The other children who have these things do learn these things at age 5 or 6 and move on to older classes building on their experience - but our school systems don't know how to plug the gaps in 8 and 9 year olds (for example) who are still missing the bits they should have learned at age 5. And then, of course, it just compounds until it becomes an unconquerable mountain.
Sadly school can only do so much, but if the parents/guardians don't insist on regular attendance and don't support their children by helping them with their reading homework and the like, we're just hitting our heads against a brick wall. The teachers can teach the basics until they're blue in the face in the appropriately-aged classes, but if the back-up isn't in place in terms of attendance (and, with travellers, staying in one place long enough to attend one school for a prolonged period of time as well) and if there is no parental support then you've already lost it by the age of Key Stage 1, as explained above.
Unfortunately there is not enough money in the education budget to pay for 'catch-up' classes for all those who need them - and that's assuming they will attend them and have the aforementioned support at home to make it worthwhile! Added to that, our education system doesn't have the flexibility to allow children to be taught in their ability groups rather than age groups. You move on and up regardless of whether you've achieved the minimum standard or not.
It falls down even more at secondary school, for various reasons, but none of them are pertinent here because generally traveller children only attend school on a nominal basis until they are 11 anyway!
So, without having seen the programme, only read about it, I recognise so many of Thelma's problems, and things like pictures of clocks on the wall showing them the right time to have coffee, lunch etc is certainly a tried and tested method with students who have difficulties in this area. And much of the behaviour she mentions, like the fighting and the neediness, are also extremely common in any student with such poor levels of basic skills. None of this is shocking me, sadly - where I work we have close on 1,500 every year like this, and worse!!!
Very interesting post. Could you tell me what the name of the spelling prog is, which you mention in your first para please?
Indeed, Margaret was hot, Shannon was hot, but the best one, imo, was the one in the denim shorts, long white socks and white hat (Lilyanne ?), well bloody fit she is
I agree - a Mum with young children and IF it was a first offence - I just can't see her being sent to prison for that.
She did make it sound almost like a one-off but I think she must have been doing it for a long, long time and BIG money to get a custodial sentence.

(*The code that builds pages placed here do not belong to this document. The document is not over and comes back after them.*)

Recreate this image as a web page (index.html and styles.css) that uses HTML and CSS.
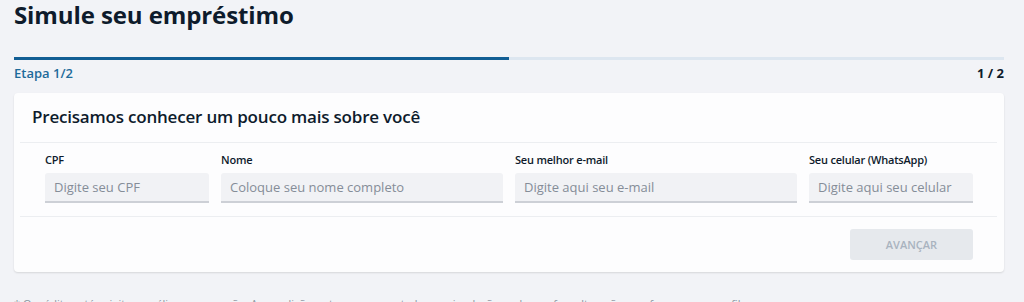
FILE: index.html
```html
<!DOCTYPE html>
<html>
<head>
    <meta charset="utf-8">
    <title>Simule seu empréstimo</title>
    <link rel="stylesheet" href="styles.css">
</head>
<body>
    <div class="page">
        <h1 class="title">Simule seu empréstimo</h1>

        <div class="progress">
            <div class="progress-fill" style="width: 50%"></div>
        </div>
        <div class="steps">
            <span class="step-name">Etapa 1/2</span>
            <span class="step-count">1 / 2</span>
        </div>

        <div class="card">
            <div class="card-header">
                <h2>Precisamos conhecer um pouco mais sobre você</h2>
            </div>
            <div class="card-body">
                <div class="field">
                    <label>CPF</label>
                    <input type="text" placeholder="Digite seu CPF">
                </div>
                <div class="field">
                    <label>Nome</label>
                    <input type="text" placeholder="Coloque seu nome completo">
                </div>
                <div class="field">
                    <label>Seu melhor e-mail</label>
                    <input type="text" placeholder="Digite aqui seu e-mail">
                </div>
                <div class="field">
                    <label>Seu celular (WhatsApp)</label>
                    <input type="text" placeholder="Digite aqui seu celular">
                </div>
            </div>
            <div class="card-footer">
                <button class="btn-next" disabled>AVANÇAR</button>
            </div>
        </div>

        <p class="disclaimer">* O crédito está sujeito a análise e aprovação. As condições e taxas apresentadas na simulação podem sofrer alterações conforme o seu perfil.</p>
    </div>
</body>
</html>
```

FILE: styles.css
```css
body {
    margin: 0;
    background-color: #f2f3f7;
    font-family: "Open Sans", "Noto Sans", sans-serif;
    color: #0e1b2c;
}
.page {
    padding: 0 20px 0 14px;
}
.title {
    margin: 0;
    font-size: 24px;
    line-height: 30px;
    font-weight: 700;
    letter-spacing: -0.1px;
}
.progress {
    margin-top: 27px;
    height: 3px;
    background-color: #dde6f0;
}
.progress-fill {
    height: 100%;
    background-color: #125e94;
}
.steps {
    display: flex;
    justify-content: space-between;
    margin-top: 5px;
    font-size: 13px;
    line-height: 16px;
    font-weight: 600;
}
.step-name {
    color: #1e6a9a;
}
.step-count {
    font-weight: 700;
    color: #0e1b2c;
}
.card {
    margin-top: 12px;
    background-color: #fdfdfe;
    border-radius: 4px;
    box-shadow: 0 1px 2px rgba(0,0,0,0.12);
    padding: 0 7px 0 6px;
}
.card-header {
    padding: 12px 12px 13px;
    border-bottom: 1px solid #eceef1;
}
.card-header h2 {
    margin: 0;
    font-size: 17px;
    line-height: 24px;
    font-weight: 600;
    letter-spacing: -0.2px;
}
.card-body {
    display: grid;
    grid-template-columns: 164fr 282fr 282fr 164fr;
    gap: 12px;
    padding: 10px 24px 13px 25px;
    border-bottom: 1px solid #eceef1;
}
.field label {
    display: block;
    font-size: 11px;
    line-height: 14px;
    font-weight: 600;
    letter-spacing: -0.2px;
    margin-bottom: 6px;
}
.field input {
    box-sizing: border-box;
    width: 100%;
    height: 30px;
    padding: 0 9px;
    border: none;
    border-bottom: 2px solid #cdd0d6;
    border-radius: 3px 3px 0 0;
    background-color: #f1f2f5;
    font-family: inherit;
    font-size: 13px;
    color: #0e1b2c;
}
.field input::placeholder {
    color: #858d98;
}
.card-footer {
    display: flex;
    justify-content: flex-end;
    padding: 12px 24px 12px 0;
}
.btn-next {
    width: 123px;
    height: 31px;
    border: none;
    border-radius: 3px;
    background-color: #e6e9ed;
    color: #a9b3bf;
    font-family: inherit;
    font-size: 11px;
    font-weight: 600;
}
.disclaimer {
    margin: 24px 0 0;
    font-size: 11px;
    line-height: 16px;
    color: #8a939e;
}
```
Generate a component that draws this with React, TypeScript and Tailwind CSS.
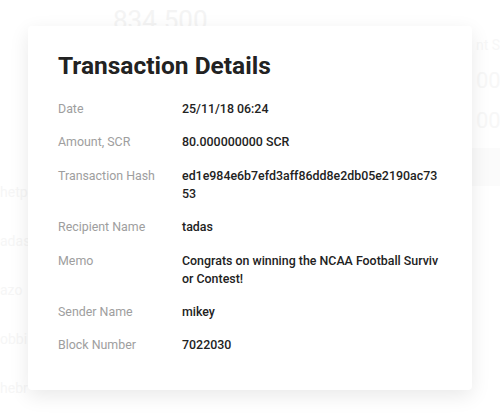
import React from "react";

const rows: { label: string; value: string }[] = [
  { label: "Date", value: "25/11/18 06:24" },
  { label: "Amount, SCR", value: "80.000000000 SCR" },
  { label: "Transaction Hash", value: "ed1e984e6b7efd3aff86dd8e2db05e2190ac7353" },
  { label: "Recipient Name", value: "tadas" },
  { label: "Memo", value: "Congrats on winning the NCAA Football Survivor Contest!" },
  { label: "Sender Name", value: "mikey" },
  { label: "Block Number", value: "7022030" },
];

export default function App() {
  return (
    <div
      className="relative w-[500px] h-[415px] overflow-hidden bg-white"
      style={{ fontFamily: "Roboto, 'Noto Sans', sans-serif" }}
    >
      {/* faint background page behind the overlay */}
      <div className="absolute inset-0 pointer-events-none">
        <div className="absolute left-[113px] top-[4px] text-[26px] leading-[32px] text-[#f4f4f4]">
          834.500
        </div>
        <div className="absolute left-[476px] top-[36px] flex flex-col gap-[14px] text-[#f7f7f7]">
          <div className="text-[14px] leading-[18px]">nt S</div>
          <div className="text-[22px] leading-[26px]">00</div>
          <div className="text-[22px] leading-[26px]">000</div>
        </div>
        <div className="absolute left-[472px] top-[148px] w-[28px] h-[38px] bg-[#fbfbfb]" />
        <div className="absolute left-0 top-[184px] flex flex-col gap-[33px] text-[14px] leading-[16px] text-[#f6f6f6]">
          <div>hetp</div>
          <div>adas</div>
          <div>azo</div>
          <div>obbi</div>
          <div>hebr</div>
        </div>
      </div>

      <div className="relative pt-[26px] px-[28px]">
        <div className="h-[364px] rounded-[4px] bg-white shadow-[0_6px_20px_rgba(0,0,0,0.09)] pl-[30px] pr-[32px] pt-[25px]">
          <h1 className="text-[24.5px] leading-[30px] font-bold text-[#222222]">
            Transaction Details
          </h1>
          <div className="mt-[19px] flex flex-col gap-[15.4px]">
            {rows.map((r) => (
              <div key={r.label} className="flex text-[12.4px] leading-[18px]">
                <div className="w-[124px] shrink-0 text-[#9e9e9e]">{r.label}</div>
                <div className="flex-1 font-medium text-[#222222] break-all">{r.value}</div>
              </div>
            ))}
          </div>
        </div>
      </div>
    </div>
  );
}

Hi, yes it's called "Star Spell". I'm not sure if it's still available, but having used it at work I bought it for my dyslexic daughter to use, and when I bought a one computer edition it only cost about £26. It has already-programmed spelling lists based on key words/learning attainment from KS1 up to KS3 (including subject specific words for KS3) but it also allows you to make your own spelling lists if you have specific words that are causing difficulty. It's not perfect - but no programme is. But I figured if a college with 2,000 16-19yr old students though it worth buying to be networked throughout it's entire computer system it must be worth trying!